Strip the pictures and reproduce the rest of the listing exactly.

:: Data provided ::
————

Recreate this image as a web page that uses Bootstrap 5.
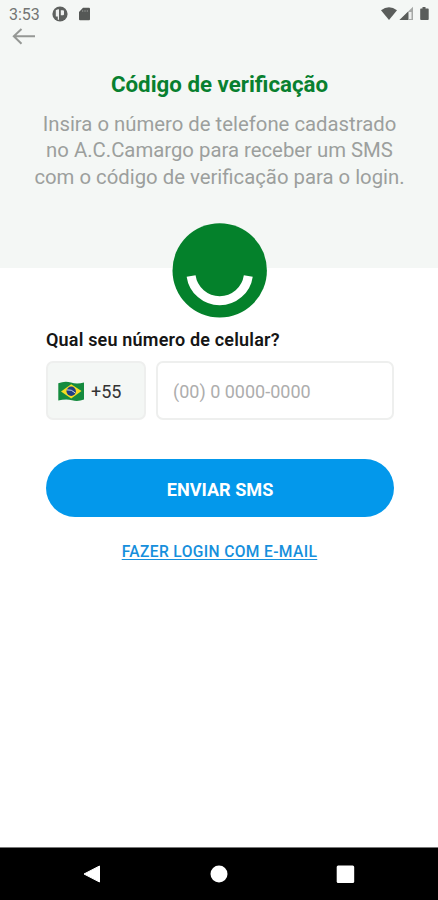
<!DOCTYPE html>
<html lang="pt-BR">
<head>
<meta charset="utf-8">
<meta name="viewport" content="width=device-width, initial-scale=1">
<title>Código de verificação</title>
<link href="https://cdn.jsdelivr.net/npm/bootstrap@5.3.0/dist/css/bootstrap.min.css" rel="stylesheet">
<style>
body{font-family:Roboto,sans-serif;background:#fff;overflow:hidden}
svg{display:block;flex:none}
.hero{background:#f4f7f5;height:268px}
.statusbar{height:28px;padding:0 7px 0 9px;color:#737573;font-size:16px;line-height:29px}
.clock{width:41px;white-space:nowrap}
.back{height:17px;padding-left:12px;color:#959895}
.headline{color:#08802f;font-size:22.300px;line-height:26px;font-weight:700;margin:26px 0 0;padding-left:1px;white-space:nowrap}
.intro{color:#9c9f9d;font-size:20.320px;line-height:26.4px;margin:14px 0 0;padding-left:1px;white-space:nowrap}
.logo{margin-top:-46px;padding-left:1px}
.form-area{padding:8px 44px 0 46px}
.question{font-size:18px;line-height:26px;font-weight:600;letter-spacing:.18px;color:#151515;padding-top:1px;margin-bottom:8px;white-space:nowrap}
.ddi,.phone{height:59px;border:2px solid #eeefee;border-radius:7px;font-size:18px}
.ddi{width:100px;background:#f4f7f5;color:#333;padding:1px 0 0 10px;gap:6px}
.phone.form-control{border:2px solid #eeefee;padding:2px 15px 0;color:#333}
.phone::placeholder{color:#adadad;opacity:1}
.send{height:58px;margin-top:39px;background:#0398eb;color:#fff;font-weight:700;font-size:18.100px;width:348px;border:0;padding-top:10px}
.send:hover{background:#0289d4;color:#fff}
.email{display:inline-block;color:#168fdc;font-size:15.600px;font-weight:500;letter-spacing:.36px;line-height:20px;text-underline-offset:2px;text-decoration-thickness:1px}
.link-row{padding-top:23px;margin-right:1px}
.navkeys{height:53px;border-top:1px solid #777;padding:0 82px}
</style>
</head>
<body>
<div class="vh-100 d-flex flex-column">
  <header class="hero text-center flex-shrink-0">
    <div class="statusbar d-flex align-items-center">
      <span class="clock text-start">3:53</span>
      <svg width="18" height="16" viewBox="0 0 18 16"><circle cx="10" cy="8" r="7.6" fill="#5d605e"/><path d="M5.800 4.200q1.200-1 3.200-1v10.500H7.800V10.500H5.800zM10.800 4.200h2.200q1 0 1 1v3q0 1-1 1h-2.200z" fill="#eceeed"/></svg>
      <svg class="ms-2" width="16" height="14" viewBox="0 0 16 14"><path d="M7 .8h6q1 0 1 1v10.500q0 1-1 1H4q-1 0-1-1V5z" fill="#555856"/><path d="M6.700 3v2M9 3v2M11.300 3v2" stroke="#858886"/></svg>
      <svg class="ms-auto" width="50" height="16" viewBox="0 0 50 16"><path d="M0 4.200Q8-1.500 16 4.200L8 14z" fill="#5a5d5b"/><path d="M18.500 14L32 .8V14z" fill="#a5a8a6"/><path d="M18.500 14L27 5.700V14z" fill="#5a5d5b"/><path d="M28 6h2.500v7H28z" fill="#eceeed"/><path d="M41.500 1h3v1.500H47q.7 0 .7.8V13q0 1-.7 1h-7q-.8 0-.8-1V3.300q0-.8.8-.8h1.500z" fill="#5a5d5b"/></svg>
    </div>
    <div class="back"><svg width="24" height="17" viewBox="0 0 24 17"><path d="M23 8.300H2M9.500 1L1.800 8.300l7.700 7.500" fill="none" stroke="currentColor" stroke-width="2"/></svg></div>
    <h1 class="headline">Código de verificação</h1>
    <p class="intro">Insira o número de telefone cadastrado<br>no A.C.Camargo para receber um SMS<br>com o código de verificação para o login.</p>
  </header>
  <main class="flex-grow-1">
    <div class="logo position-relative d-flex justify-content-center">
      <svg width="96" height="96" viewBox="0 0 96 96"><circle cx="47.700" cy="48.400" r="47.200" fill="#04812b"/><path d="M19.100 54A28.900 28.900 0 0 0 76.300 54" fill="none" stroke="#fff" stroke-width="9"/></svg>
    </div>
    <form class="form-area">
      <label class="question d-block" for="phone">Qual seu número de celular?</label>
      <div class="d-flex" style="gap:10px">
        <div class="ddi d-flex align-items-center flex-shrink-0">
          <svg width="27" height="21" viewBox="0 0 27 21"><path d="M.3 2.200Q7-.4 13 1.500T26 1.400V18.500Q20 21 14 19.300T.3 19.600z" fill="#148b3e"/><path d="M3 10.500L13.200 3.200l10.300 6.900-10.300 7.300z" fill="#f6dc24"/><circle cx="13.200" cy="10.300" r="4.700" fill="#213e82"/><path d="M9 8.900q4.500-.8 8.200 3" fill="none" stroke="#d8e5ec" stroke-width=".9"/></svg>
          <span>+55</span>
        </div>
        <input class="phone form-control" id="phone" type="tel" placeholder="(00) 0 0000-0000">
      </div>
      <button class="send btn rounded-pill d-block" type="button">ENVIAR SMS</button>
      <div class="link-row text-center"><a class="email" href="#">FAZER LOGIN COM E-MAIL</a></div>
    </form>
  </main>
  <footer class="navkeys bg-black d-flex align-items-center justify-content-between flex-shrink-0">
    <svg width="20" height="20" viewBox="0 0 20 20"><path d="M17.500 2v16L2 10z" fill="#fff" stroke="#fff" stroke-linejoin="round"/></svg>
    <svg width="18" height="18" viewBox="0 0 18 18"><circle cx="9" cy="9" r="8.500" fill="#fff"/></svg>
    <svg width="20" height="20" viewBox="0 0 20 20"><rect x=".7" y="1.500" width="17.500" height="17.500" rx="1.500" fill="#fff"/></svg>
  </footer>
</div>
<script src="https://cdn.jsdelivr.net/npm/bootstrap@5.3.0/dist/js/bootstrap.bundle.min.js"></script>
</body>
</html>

————

:: Output below ::
Recreate this image as a web page that uses Bootstrap 5.
<!DOCTYPE html>
<html lang="pt-BR">
<head>
<meta charset="utf-8">
<meta name="viewport" content="width=device-width, initial-scale=1">
<title>Código de verificação</title>
<link href="https://cdn.jsdelivr.net/npm/bootstrap@5.3.0/dist/css/bootstrap.min.css" rel="stylesheet">
<style>
body{font-family:Roboto,sans-serif;background:#fff;overflow:hidden}
svg{display:block;flex:none}
.hero{background:#f4f7f5;height:268px}
.statusbar{height:28px;padding:0 7px 0 9px;color:#737573;font-size:16px;line-height:29px}
.clock{width:41px;white-space:nowrap}
.back{height:17px;padding-left:12px;color:#959895}
.headline{color:#08802f;font-size:22.300px;line-height:26px;font-weight:700;margin:26px 0 0;padding-left:1px;white-space:nowrap}
.intro{color:#9c9f9d;font-size:20.320px;line-height:26.4px;margin:14px 0 0;padding-left:1px;white-space:nowrap}
.logo{margin-top:-46px;padding-left:1px}
.form-area{padding:8px 44px 0 46px}
.question{font-size:18px;line-height:26px;font-weight:600;letter-spacing:.18px;color:#151515;padding-top:1px;margin-bottom:8px;white-space:nowrap}
.ddi,.phone{height:59px;border:2px solid #eeefee;border-radius:7px;font-size:18px}
.ddi{width:100px;background:#f4f7f5;color:#333;padding:1px 0 0 10px;gap:6px}
.phone.form-control{border:2px solid #eeefee;padding:2px 15px 0;color:#333}
.phone::placeholder{color:#adadad;opacity:1}
.send{height:58px;margin-top:39px;background:#0398eb;color:#fff;font-weight:700;font-size:18.100px;width:348px;border:0;padding-top:10px}
.send:hover{background:#0289d4;color:#fff}
.email{display:inline-block;color:#168fdc;font-size:15.600px;font-weight:500;letter-spacing:.36px;line-height:20px;text-underline-offset:2px;text-decoration-thickness:1px}
.link-row{padding-top:23px;margin-right:1px}
.navkeys{height:53px;border-top:1px solid #777;padding:0 82px}
</style>
</head>
<body>
<div class="vh-100 d-flex flex-column">
  <header class="hero text-center flex-shrink-0">
    <div class="statusbar d-flex align-items-center">
      <span class="clock text-start">3:53</span>
      <svg width="18" height="16" viewBox="0 0 18 16"><circle cx="10" cy="8" r="7.6" fill="#5d605e"/><path d="M5.800 4.200q1.200-1 3.200-1v10.500H7.800V10.500H5.800zM10.800 4.200h2.200q1 0 1 1v3q0 1-1 1h-2.200z" fill="#eceeed"/></svg>
      <svg class="ms-2" width="16" height="14" viewBox="0 0 16 14"><path d="M7 .8h6q1 0 1 1v10.500q0 1-1 1H4q-1 0-1-1V5z" fill="#555856"/><path d="M6.700 3v2M9 3v2M11.300 3v2" stroke="#858886"/></svg>
      <svg class="ms-auto" width="50" height="16" viewBox="0 0 50 16"><path d="M0 4.200Q8-1.500 16 4.200L8 14z" fill="#5a5d5b"/><path d="M18.500 14L32 .8V14z" fill="#a5a8a6"/><path d="M18.500 14L27 5.700V14z" fill="#5a5d5b"/><path d="M28 6h2.500v7H28z" fill="#eceeed"/><path d="M41.500 1h3v1.500H47q.7 0 .7.8V13q0 1-.7 1h-7q-.8 0-.8-1V3.300q0-.8.8-.8h1.500z" fill="#5a5d5b"/></svg>
    </div>
    <div class="back"><svg width="24" height="17" viewBox="0 0 24 17"><path d="M23 8.300H2M9.500 1L1.800 8.300l7.700 7.500" fill="none" stroke="currentColor" stroke-width="2"/></svg></div>
    <h1 class="headline">Código de verificação</h1>
    <p class="intro">Insira o número de telefone cadastrado<br>no A.C.Camargo para receber um SMS<br>com o código de verificação para o login.</p>
  </header>
  <main class="flex-grow-1">
    <div class="logo position-relative d-flex justify-content-center">
      <svg width="96" height="96" viewBox="0 0 96 96"><circle cx="47.700" cy="48.400" r="47.200" fill="#04812b"/><path d="M19.100 54A28.900 28.900 0 0 0 76.300 54" fill="none" stroke="#fff" stroke-width="9"/></svg>
    </div>
    <form class="form-area">
      <label class="question d-block" for="phone">Qual seu número de celular?</label>
      <div class="d-flex" style="gap:10px">
        <div class="ddi d-flex align-items-center flex-shrink-0">
          <svg width="27" height="21" viewBox="0 0 27 21"><path d="M.3 2.200Q7-.4 13 1.500T26 1.400V18.500Q20 21 14 19.300T.3 19.600z" fill="#148b3e"/><path d="M3 10.500L13.200 3.200l10.300 6.900-10.300 7.300z" fill="#f6dc24"/><circle cx="13.200" cy="10.300" r="4.700" fill="#213e82"/><path d="M9 8.900q4.500-.8 8.200 3" fill="none" stroke="#d8e5ec" stroke-width=".9"/></svg>
          <span>+55</span>
        </div>
        <input class="phone form-control" id="phone" type="tel" placeholder="(00) 0 0000-0000">
      </div>
      <button class="send btn rounded-pill d-block" type="button">ENVIAR SMS</button>
      <div class="link-row text-center"><a class="email" href="#">FAZER LOGIN COM E-MAIL</a></div>
    </form>
  </main>
  <footer class="navkeys bg-black d-flex align-items-center justify-content-between flex-shrink-0">
    <svg width="20" height="20" viewBox="0 0 20 20"><path d="M17.500 2v16L2 10z" fill="#fff" stroke="#fff" stroke-linejoin="round"/></svg>
    <svg width="18" height="18" viewBox="0 0 18 18"><circle cx="9" cy="9" r="8.500" fill="#fff"/></svg>
    <svg width="20" height="20" viewBox="0 0 20 20"><rect x=".7" y="1.500" width="17.500" height="17.500" rx="1.500" fill="#fff"/></svg>
  </footer>
</div>
<script src="https://cdn.jsdelivr.net/npm/bootstrap@5.3.0/dist/js/bootstrap.bundle.min.js"></script>
</body>
</html>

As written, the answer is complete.